一夜无眠,翌日的例行检查时,贺琛陪在一边,听着医生问了几句话,楚诗染都回答的有气无力。
神色憔悴,眼神恍然,仅仅两日,楚诗染几乎像是变了个人似的,似乎身上的灵气尽数被抽走。
贺琛本能地拿出口袋里的香烟,刚要叼在嘴边,又犹豫着放回去。
检查结束之后,医生转头对贺琛说道,“家属出来一下。”
贺琛嗯了一声,抬脚随着离开病房。
离开病房之后,医生开门见山的问道,“你跟患者是夫妻吗?”
医生眼神冰冷,不难感受出其中对贺琛的不满之意。
贺琛点点头,“是。”
医生欲言又止,话刚到嘴边纠结着咽回去,转而说道,“患者精神和身体都很脆弱,这不止一次提过,我不知道你对她都说了什么,但是如果想要让人出院,就让别人照顾,你尽量少跟她接触。”
这话说得有点重,又有点难听。
“非自然情况流产对患者的打击很大,现在已经隐隐有抑郁症的征兆,如果继续再像之前那样,估计过不了多久就要转院到精神病院了。”
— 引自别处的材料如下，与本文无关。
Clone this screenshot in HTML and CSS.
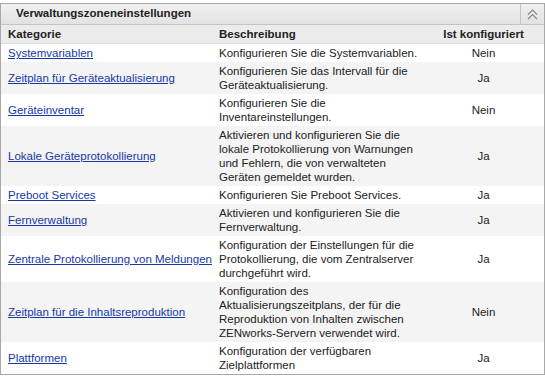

这话一出,贺琛一时间身体都僵硬了,怔怔的看着医生,在“抑郁症”这三个字出口的时候就已经浑身冰凉,感觉一股寒意从脊骨直窜大脑,楚诗染种种不对劲都在这一刻翻涌上脑海,回想起楚诗染那恍惚的眼神,一时不寒而栗。
昨夜,他知道楚诗染直勾勾的看着窗子看了一夜——那时候的楚诗染在想什么?
心都凉了半截。
贺琛语气中不知不觉的夹杂了几分颤抖,“情况……抑郁症的情况会很严重吗?现在会有自杀的倾向吗?有没有好转的可能?她……”
一连几问,医生皱眉打断他的话,“我不是这方面的医生,只是略有了解,你如果真的担心,就带她去挂号问诊。”
说完之后,医生头也不回的离开了。
贺琛站在那里,久久不能回神。
他站在病房门外,透过门上的一小条玻璃看到了病房里的楚诗染。
楚诗染坐在病床上,侧头看着窗外,许久都没有动,那模样看得贺琛心慌,本想要进去,可回想起刚才医生的话,按着门把手的手放下了,到底没敢进,只能站在门外远远看着。
她在想什么?
正思索间,只见病床上的楚诗染突然动了,没有任何犹豫的上了阳台,伸手摸向窗子……
“楚诗染!”
第63章 有的是时间跟你耗下去
贺琛到底是没能忍住,一个箭步冲进屋,匆忙将爬上阳台的楚诗染拽下来,紧紧搂在怀里,浑身都被冷汗浸透。
贺琛惊魂未定,回想起刚刚楚诗染几乎翻出窗外的模样,自己的心脏似乎也随之揪起来,就连呼吸都忘记了。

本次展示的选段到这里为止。